═══ DATASET EXTRACT ═══

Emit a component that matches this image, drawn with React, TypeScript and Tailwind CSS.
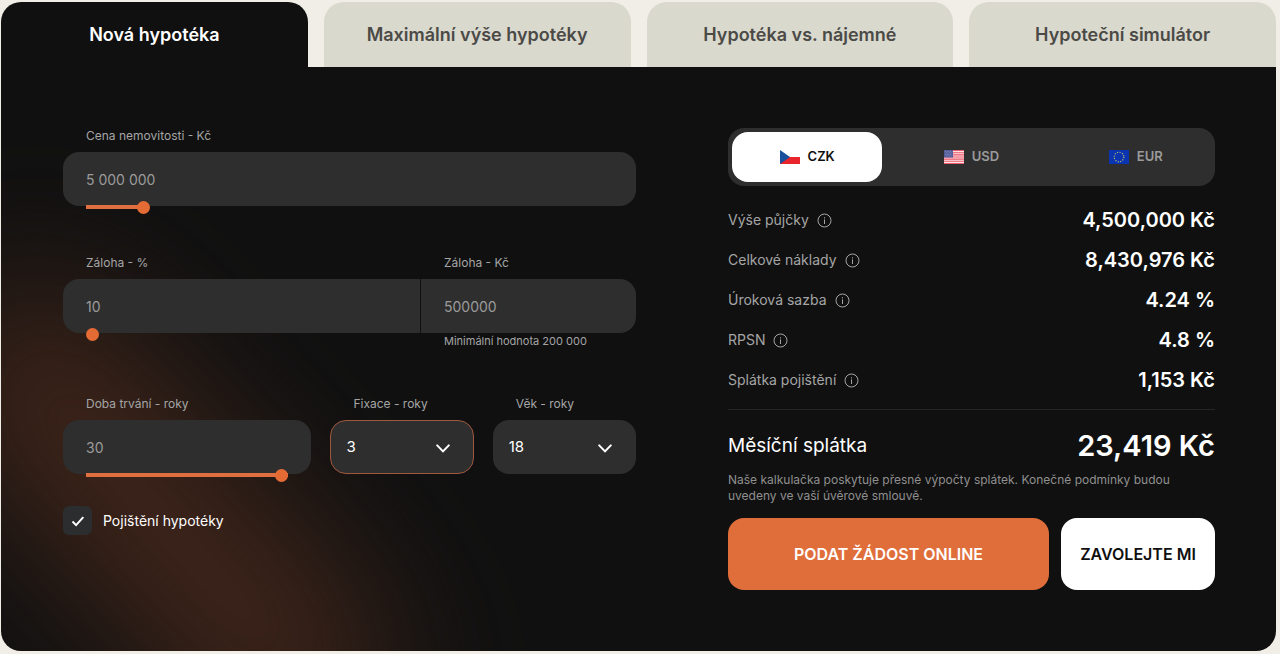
import { useState } from "react";
import type { ReactNode } from "react";

const TABS = [
	"Nová hypotéka",
	"Maximální výše hypotéky",
	"Hypotéka vs. nájemné",
	"Hypoteční simulátor",
];

const CURRENCIES = [
	{ code: "CZK", flag: <CzechFlag /> },
	{ code: "USD", flag: <UsFlag /> },
	{ code: "EUR", flag: <EuFlag /> },
];

const RESULTS = [
	{ label: "Výše půjčky", value: "4,500,000 Kč" },
	{ label: "Celkové náklady", value: "8,430,976 Kč" },
	{ label: "Úroková sazba", value: "4.24 %" },
	{ label: "RPSN", value: "4.8 %" },
	{ label: "Splátka pojištění", value: "1,153 Kč" },
];

function App() {
	const [tab, setTab] = useState(0);

	return (
		<div className="min-h-screen bg-[#f0eee6] pt-0.5 pr-1 pb-[3px] pl-px font-[Inter,sans-serif]">
			<nav className="grid grid-cols-4 gap-4">
				{TABS.map((title, i) => (
					<button
						key={title}
						onClick={() => setTab(i)}
						className={
							i === tab
								? "h-[65px] rounded-t-[20px] bg-[#101010] text-lg font-semibold text-white"
								: "h-[65px] rounded-t-[20px] bg-[#dad9cd] text-lg font-semibold text-[#4b4a47]"
						}
					>
						{title}
					</button>
				))}
			</nav>

			<main className="relative isolate grid grid-cols-[573fr_487fr] gap-[92px] overflow-hidden rounded-b-[20px] bg-[#101010] py-[61px] pr-[61px] pl-[62px]">
				<div className="absolute bottom-8 -left-32 -z-10 h-48 w-[580px] rotate-[48deg] rounded-full bg-[#40251a] blur-[72px]" />
				<MortgageForm />
				<Summary />
			</main>
		</div>
	);
}

function MortgageForm() {
	const [price, setPrice] = useState(5000000);
	const [deposit, setDeposit] = useState(10);
	const [years, setYears] = useState(30);
	const [fixation, setFixation] = useState("3");
	const [age, setAge] = useState("18");
	const [insurance, setInsurance] = useState(true);

	return (
		<form className="flex flex-col">
			<div>
				<FieldLabel htmlFor="price">Cena nemovitosti - Kč</FieldLabel>
				<div className="relative">
					<input
						id="price"
						type="text"
						value={price.toLocaleString("en-US").replace(/,/g, " ")}
						onChange={(e) =>
							setPrice(Number(e.target.value.replace(/\D/g, "")))
						}
						className="h-[54px] w-full rounded-2xl bg-[#2e2e2e] px-[23px] text-sm text-[#9b9b9b] outline-none"
					/>
					<Slider
						label="Cena nemovitosti"
						min={500000}
						max={45500000}
						value={price}
						onChange={setPrice}
					/>
				</div>
			</div>

			<div className="mt-[49px] grid grid-cols-[357fr_215fr] gap-px">
				<div>
					<FieldLabel htmlFor="deposit">Záloha - %</FieldLabel>
					<div className="relative">
						<input
							id="deposit"
							type="text"
							value={deposit}
							onChange={(e) =>
								setDeposit(Number(e.target.value.replace(/\D/g, "")))
							}
							className="h-[54px] w-full rounded-l-2xl bg-[#2e2e2e] px-[23px] text-sm text-[#9b9b9b] outline-none"
						/>
						<Slider
							label="Záloha v procentech"
							min={10}
							max={90}
							value={deposit}
							onChange={setDeposit}
						/>
					</div>
				</div>
				<div>
					<FieldLabel htmlFor="deposit-amount">Záloha - Kč</FieldLabel>
					<input
						id="deposit-amount"
						type="text"
						readOnly
						value={(price * deposit) / 100}
						className="h-[54px] w-full rounded-r-2xl bg-[#2e2e2e] px-[23px] text-sm text-[#9b9b9b] outline-none"
					/>
					<p className="pl-[23px] text-[11px] leading-4 text-[#a5a5a5]">
						Minimální hodnota 200 000
					</p>
				</div>
			</div>

			<div className="mt-[47px] grid grid-cols-[248fr_143fr_143fr] gap-[19px]">
				<div>
					<FieldLabel htmlFor="years">Doba trvání - roky</FieldLabel>
					<div className="relative">
						<input
							id="years"
							type="text"
							value={years}
							onChange={(e) =>
								setYears(Number(e.target.value.replace(/\D/g, "")))
							}
							className="h-[54px] w-full rounded-2xl bg-[#2e2e2e] px-[23px] text-sm text-[#9b9b9b] outline-none"
						/>
						<Slider
							label="Doba trvání"
							min={5}
							max={30}
							value={years}
							onChange={setYears}
						/>
					</div>
				</div>
				<div>
					<FieldLabel htmlFor="fixation">Fixace - roky</FieldLabel>
					<div className="relative">
						<select
							id="fixation"
							value={fixation}
							onChange={(e) => setFixation(e.target.value)}
							className="h-[54px] w-full appearance-none rounded-2xl border border-[#a0583c] bg-[#2e2e2e] px-[15px] text-[15px] text-white outline-none"
						>
							<option>1</option>
							<option>3</option>
							<option>5</option>
							<option>10</option>
						</select>
						<Chevron />
					</div>
				</div>
				<div>
					<FieldLabel htmlFor="age">Věk - roky</FieldLabel>
					<div className="relative">
						<select
							id="age"
							value={age}
							onChange={(e) => setAge(e.target.value)}
							className="h-[54px] w-full appearance-none rounded-2xl border border-transparent bg-[#2e2e2e] px-[15px] text-[15px] text-white outline-none"
						>
							<option>18</option>
							<option>30</option>
							<option>45</option>
							<option>60</option>
						</select>
						<Chevron />
					</div>
				</div>
			</div>

			<label className="mt-8 flex items-center gap-[11px] self-start text-sm text-white">
				<span className="relative flex">
					<input
						type="checkbox"
						checked={insurance}
						onChange={(e) => setInsurance(e.target.checked)}
						className="peer size-[29px] appearance-none rounded-md bg-[#2b2d2e]"
					/>
					<svg
						viewBox="0 0 29 29"
						className="pointer-events-none absolute inset-0 hidden size-[29px] peer-checked:block"
						fill="none"
						stroke="white"
						strokeWidth="2"
					>
						<path d="M9.5 15.5l3.6 3.6 7.2-8" />
					</svg>
				</span>
				Pojištění hypotéky
			</label>
		</form>
	);
}

function FieldLabel({
	htmlFor,
	children,
}: {
	htmlFor: string;
	children: ReactNode;
}) {
	return (
		<label
			htmlFor={htmlFor}
			className="mb-2 block pl-[23px] text-xs leading-4 text-[#a5a5a5]"
		>
			{children}
		</label>
	);
}

// Sits on the bottom edge of the text field it belongs to
function Slider({
	label,
	min,
	max,
	value,
	onChange,
}: {
	label: string;
	min: number;
	max: number;
	value: number;
	onChange: (value: number) => void;
}) {
	const filled = ((value - min) / (max - min)) * 100;

	return (
		<input
			type="range"
			aria-label={label}
			min={min}
			max={max}
			value={value}
			onChange={(e) => onChange(Number(e.target.value))}
			style={{
				backgroundImage: `linear-gradient(to right, #df6f3f ${filled}%, transparent ${filled}%)`,
			}}
			className="absolute inset-x-[23px] -bottom-[3px] h-1 appearance-none [&::-webkit-slider-thumb]:size-[13px] [&::-webkit-slider-thumb]:appearance-none [&::-webkit-slider-thumb]:rounded-full [&::-webkit-slider-thumb]:bg-[#e56b35]"
		/>
	);
}

function Summary() {
	const [currency, setCurrency] = useState("CZK");

	return (
		<section className="flex flex-col">
			<div className="grid grid-cols-3 gap-3.5 rounded-2xl bg-[#2e2e2e] p-1">
				{CURRENCIES.map(({ code, flag }) => (
					<button
						key={code}
						onClick={() => setCurrency(code)}
						className={
							code === currency
								? "flex h-[50px] items-center justify-center gap-2 rounded-2xl bg-white text-[13px] font-semibold text-[#101010]"
								: "flex h-[50px] items-center justify-center gap-2 rounded-2xl text-[13px] font-semibold text-[#9b9b9b]"
						}
					>
						{flag}
						{code}
					</button>
				))}
			</div>

			<dl className="mt-3.5 border-b border-[#262626] pb-[9px]">
				{RESULTS.map(({ label, value }) => (
					<div key={label} className="flex h-10 items-center justify-between">
						<dt className="flex items-center gap-2 text-sm text-[#a5a5a5]">
							{label}
							<InfoIcon />
						</dt>
						<dd className="text-xl font-semibold text-white">{value}</dd>
					</div>
				))}
			</dl>

			<div className="mt-4 flex h-10 items-center justify-between text-white">
				<span className="text-[19px]">Měsíční splátka</span>
				<span className="text-[29px] font-semibold">23,419 Kč</span>
			</div>
			<p className="mt-1.5 text-xs leading-4 text-[#8f8f8f]">
				Naše kalkulačka poskytuje přesné výpočty splátek. Konečné podmínky budou
				<br />
				uvedeny ve vaší úvěrové smlouvě.
			</p>

			<div className="mt-3.5 grid grid-cols-[321fr_154fr] gap-3">
				<button className="h-[72px] rounded-2xl bg-[#df6e3b] font-semibold text-white">
					PODAT ŽÁDOST ONLINE
				</button>
				<button className="h-[72px] rounded-2xl bg-white font-semibold whitespace-nowrap text-[#101010]">
					ZAVOLEJTE MI
				</button>
			</div>
		</section>
	);
}

function Chevron() {
	return (
		<svg
			viewBox="0 0 14 9"
			className="pointer-events-none absolute top-6 right-6 h-[9px] w-3.5"
			fill="none"
			stroke="white"
			strokeWidth="2"
			strokeLinecap="round"
		>
			<path d="M1.2 1.4L7 7.4l5.8-6" />
		</svg>
	);
}

function InfoIcon() {
	return (
		<svg
			viewBox="0 0 15 15"
			className="size-[15px]"
			fill="none"
			stroke="#a5a5a5"
		>
			<circle cx="7.5" cy="7.5" r="6.5" />
			<path d="M7.5 6.4v4.6M7.5 4.2v1.2" />
		</svg>
	);
}

function CzechFlag() {
	return (
		<svg viewBox="0 0 20 14" className="h-3.5 w-5">
			<path fill="#fff" d="M0 0h20v7H0z" />
			<path fill="#e8242c" d="M0 7h20v7H0z" />
			<path fill="#19509c" d="M0 0l10 7-10 7z" />
		</svg>
	);
}

function UsFlag() {
	return (
		<svg viewBox="0 0 20 14" className="h-3.5 w-5">
			<path fill="#fbe3e6" d="M0 0h20v14H0z" />
			<path
				stroke="#ec5a6b"
				strokeWidth="1.08"
				d="M0 .54h20M0 2.7h20M0 4.85h20M0 7h20M0 9.15h20M0 11.3h20M0 13.46h20"
			/>
			<path fill="#515b98" d="M0 0h9v7.5H0z" />
			<path
				stroke="#a9aed0"
				strokeWidth=".7"
				strokeDasharray=".7 1.1"
				d="M1 1.4h7.5M1.9 2.9h6M1 4.4h7.5M1.9 5.9h6"
			/>
		</svg>
	);
}

function EuFlag() {
	return (
		<svg viewBox="0 0 20 14" className="h-3.5 w-5">
			<path fill="#0b34b0" d="M0 0h20v14H0z" />
			<circle
				cx="10"
				cy="7"
				r="4.8"
				fill="none"
				stroke="#b9c06a"
				strokeWidth="1.2"
				strokeDasharray="1.1 1.413"
			/>
		</svg>
	);
}

export default App;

═══

Return nothing but the lines running from the start of the data to the line with "const [tab, setTab] = useState(0);", please, both ends included and no pictures.

Emit a component that matches this image, drawn with React, TypeScript and Tailwind CSS.
import { useState } from "react";
import type { ReactNode } from "react";

const TABS = [
	"Nová hypotéka",
	"Maximální výše hypotéky",
	"Hypotéka vs. nájemné",
	"Hypoteční simulátor",
];

const CURRENCIES = [
	{ code: "CZK", flag: <CzechFlag /> },
	{ code: "USD", flag: <UsFlag /> },
	{ code: "EUR", flag: <EuFlag /> },
];

const RESULTS = [
	{ label: "Výše půjčky", value: "4,500,000 Kč" },
	{ label: "Celkové náklady", value: "8,430,976 Kč" },
	{ label: "Úroková sazba", value: "4.24 %" },
	{ label: "RPSN", value: "4.8 %" },
	{ label: "Splátka pojištění", value: "1,153 Kč" },
];

function App() {
	const [tab, setTab] = useState(0);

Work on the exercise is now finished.